Jeez, that was really a crappy post by me, truly. Sorry, it came out in a snitty manner, and, uncalled for :smack: Jimbo Mathus is a great musician, and does raw blues well done. He moved back to Mississippi at the right time, too, to open a recording studio. Jim O Neal, founding editor of Living Blues, and record producer for Rooster Blues, in Clarksdale, had moved to KC, leaving a big void for a community recording studio. Jimbo has filled that with aplomb, much needed. I havta eat crow for that post, very poorly worded. Caw.
adhemar I’m in NC now. Yer post on the Clarksdale fest is making me muy homesick. I took a look at the webpage, and am thrilled at the development in C’dale.
This is a new festival since I moved, and it’s great to see it happening!
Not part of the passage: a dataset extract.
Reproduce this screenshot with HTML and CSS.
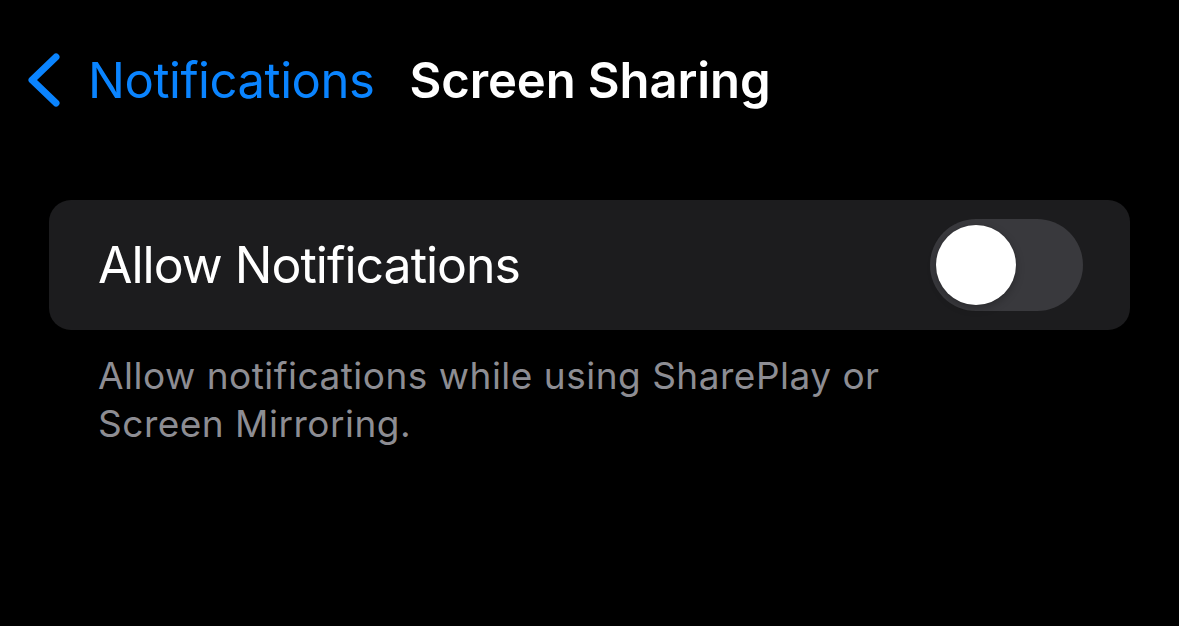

I totally had this same experience when I saw this movie- it just made the whole concept of Blues REALLY visceral and “cool” as HELL to me. One very obvious and easy suggestion that I liked- was go and grab the soundtrack to the album, as it really is a NICE soundtrack with most of all the songs in the film in it- that was my starting point, and I liked the variety that the album offered me when I want to listen to it, as it doesn’t really get old- I love hearing Sam Jackson sing “Black Snake Moan” and also the final song in the credits: “Mean old wind died down” By i think the North Mississippi All-stars it was? Not sure, but that’s the sorta stuff I enjoyed (As well as the song “When the Lights Go Out” by the Black Keys)
If you liked “Mean Old Wind Died Down”, then you might- just maybe want to look at “Southern Rock Opera” by the Drive By Truckers- they’re not quite the Blues, but they’ve got that feel and bluesy spirit to them and their music, but with obviously a lot more southern Rock influence (like Lynyrd Skynyrd).
However, it’s totally not what one would think of when they think of “the Blues” at least in my mind, but it’s worth a listen if you liked that one song on the album.